## Job
Repeat the material verbatim and drop the pictures.

## Data segment
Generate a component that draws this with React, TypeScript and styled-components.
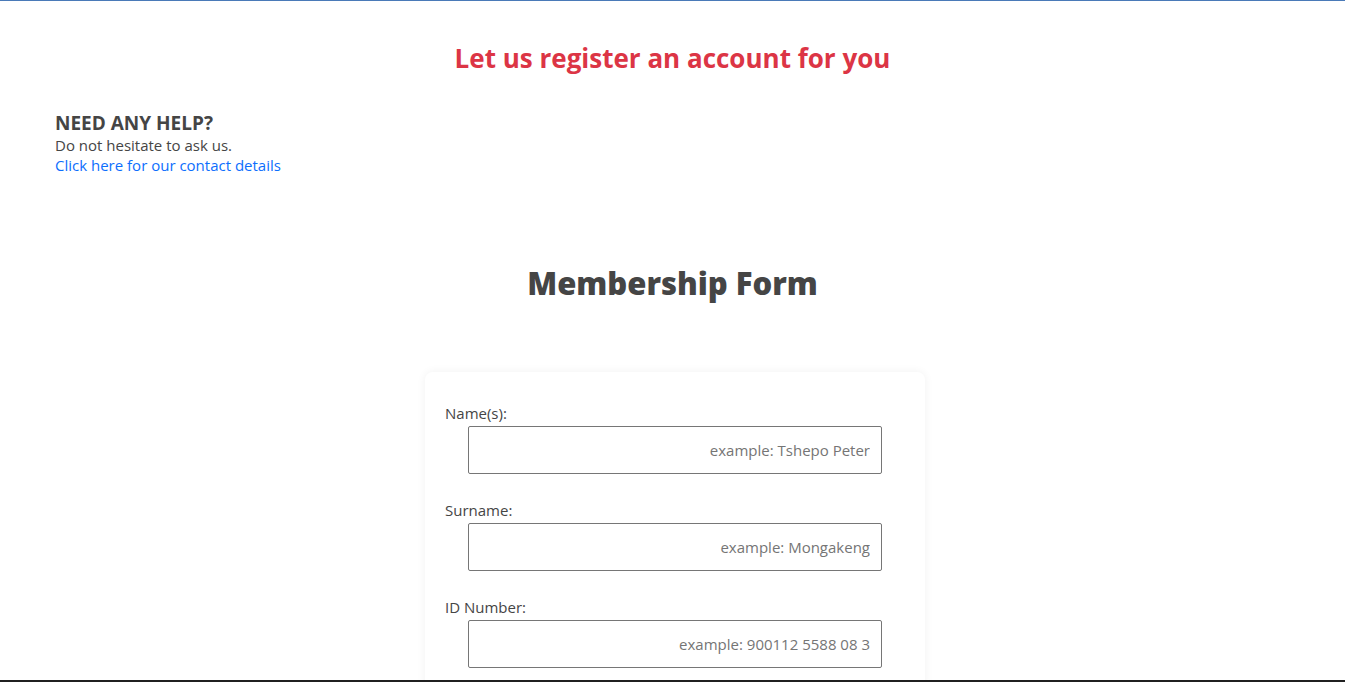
import React from "react";
import styled, { createGlobalStyle } from "styled-components";

const Global = createGlobalStyle`
  html, body { margin: 0; padding: 0; background: #fff; }
  body { font-family: "Open Sans", "Noto Sans", sans-serif; color: #454545; }
  * { box-sizing: border-box; }
`;

const Page = styled.div`
  border-top: 1px solid #4a7ab8;
  min-height: 682px;
  display: flex;
  flex-direction: column;
`;

const Headline = styled.h1`
  margin: 40px 0 0;
  text-align: center;
  color: #dc3545;
  font-size: 26px;
  font-weight: 700;
  line-height: 34px;
`;

const Help = styled.section`
  margin: 36px 0 0 55px;
  display: flex;
  flex-direction: column;
`;

const HelpTitle = styled.h2`
  margin: 0;
  font-size: 19px;
  font-weight: 700;
  line-height: 25px;
  color: #454545;
`;

const HelpText = styled.p`
  margin: 0;
  font-size: 15px;
  line-height: 19px;
`;

const HelpLink = styled.a`
  font-size: 15px;
  line-height: 20px;
  color: #0d6efd;
  text-decoration: none;
`;

const FormTitle = styled.h2`
  margin: 88px 0 0;
  text-align: center;
  font-size: 31px;
  font-weight: 800;
  line-height: 40px;
  color: #454545;
`;

const Card = styled.form`
  align-self: center;
  width: 500px;
  margin: 69px 0 0 5px;
  padding: 32px 20px 20px;
  border-radius: 8px;
  background: #fff;
  box-shadow: 0 0 10px rgba(0, 0, 0, 0.06);
  display: flex;
  flex-direction: column;
  gap: 27px;
`;

const Field = styled.div`
  display: flex;
  flex-direction: column;
  gap: 3px;
`;

const Label = styled.label`
  font-size: 15px;
  line-height: 19px;
  color: #454545;
`;

const Input = styled.input`
  margin-left: 23px;
  width: 414px;
  height: 48px;
  border: 1px solid #767676;
  border-radius: 2px;
  padding: 0 11px;
  text-align: right;
  font-family: "Open Sans", "Noto Sans", sans-serif;
  font-size: 15px;
  color: #333;
  &::placeholder { color: #757575; }
`;

const BottomBar = styled.div`
  position: fixed;
  left: 0;
  right: 0;
  bottom: 0;
  height: 2px;
  background: #202020;
`;

const fields = [
  { id: "name", label: "Name(s):", ph: "example: Tshepo Peter" },
  { id: "surname", label: "Surname:", ph: "example: Mongakeng" },
  { id: "idnum", label: "ID Number:", ph: "example: 900112 5588 08 3" },
];

export default function App() {
  return (
    <>
      <Global />
      <Page>
        <Headline>Let us register an account for you</Headline>
        <Help>
          <HelpTitle>NEED ANY HELP?</HelpTitle>
          <HelpText>Do not hesitate to ask us.</HelpText>
          <HelpLink href="#">Click here for our contact details</HelpLink>
        </Help>
        <FormTitle>Membership Form</FormTitle>
        <Card>
          {fields.map((f) => (
            <Field key={f.id}>
              <Label htmlFor={f.id}>{f.label}</Label>
              <Input id={f.id} placeholder={f.ph} />
            </Field>
          ))}
        </Card>
      </Page>
      <BottomBar />
    </>
  );
}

## Finished task
Generate a component that draws this with React, TypeScript and styled-components.
import React from "react";
import styled, { createGlobalStyle } from "styled-components";

const Global = createGlobalStyle`
  html, body { margin: 0; padding: 0; background: #fff; }
  body { font-family: "Open Sans", "Noto Sans", sans-serif; color: #454545; }
  * { box-sizing: border-box; }
`;

const Page = styled.div`
  border-top: 1px solid #4a7ab8;
  min-height: 682px;
  display: flex;
  flex-direction: column;
`;

const Headline = styled.h1`
  margin: 40px 0 0;
  text-align: center;
  color: #dc3545;
  font-size: 26px;
  font-weight: 700;
  line-height: 34px;
`;

const Help = styled.section`
  margin: 36px 0 0 55px;
  display: flex;
  flex-direction: column;
`;

const HelpTitle = styled.h2`
  margin: 0;
  font-size: 19px;
  font-weight: 700;
  line-height: 25px;
  color: #454545;
`;

const HelpText = styled.p`
  margin: 0;
  font-size: 15px;
  line-height: 19px;
`;

const HelpLink = styled.a`
  font-size: 15px;
  line-height: 20px;
  color: #0d6efd;
  text-decoration: none;
`;

const FormTitle = styled.h2`
  margin: 88px 0 0;
  text-align: center;
  font-size: 31px;
  font-weight: 800;
  line-height: 40px;
  color: #454545;
`;

const Card = styled.form`
  align-self: center;
  width: 500px;
  margin: 69px 0 0 5px;
  padding: 32px 20px 20px;
  border-radius: 8px;
  background: #fff;
  box-shadow: 0 0 10px rgba(0, 0, 0, 0.06);
  display: flex;
  flex-direction: column;
  gap: 27px;
`;

const Field = styled.div`
  display: flex;
  flex-direction: column;
  gap: 3px;
`;

const Label = styled.label`
  font-size: 15px;
  line-height: 19px;
  color: #454545;
`;

const Input = styled.input`
  margin-left: 23px;
  width: 414px;
  height: 48px;
  border: 1px solid #767676;
  border-radius: 2px;
  padding: 0 11px;
  text-align: right;
  font-family: "Open Sans", "Noto Sans", sans-serif;
  font-size: 15px;
  color: #333;
  &::placeholder { color: #757575; }
`;

const BottomBar = styled.div`
  position: fixed;
  left: 0;
  right: 0;
  bottom: 0;
  height: 2px;
  background: #202020;
`;

const fields = [
  { id: "name", label: "Name(s):", ph: "example: Tshepo Peter" },
  { id: "surname", label: "Surname:", ph: "example: Mongakeng" },
  { id: "idnum", label: "ID Number:", ph: "example: 900112 5588 08 3" },
];

export default function App() {
  return (
    <>
      <Global />
      <Page>
        <Headline>Let us register an account for you</Headline>
        <Help>
          <HelpTitle>NEED ANY HELP?</HelpTitle>
          <HelpText>Do not hesitate to ask us.</HelpText>
          <HelpLink href="#">Click here for our contact details</HelpLink>
        </Help>
        <FormTitle>Membership Form</FormTitle>
        <Card>
          {fields.map((f) => (
            <Field key={f.id}>
              <Label htmlFor={f.id}>{f.label}</Label>
              <Input id={f.id} placeholder={f.ph} />
            </Field>
          ))}
        </Card>
      </Page>
      <BottomBar />
    </>
  );
}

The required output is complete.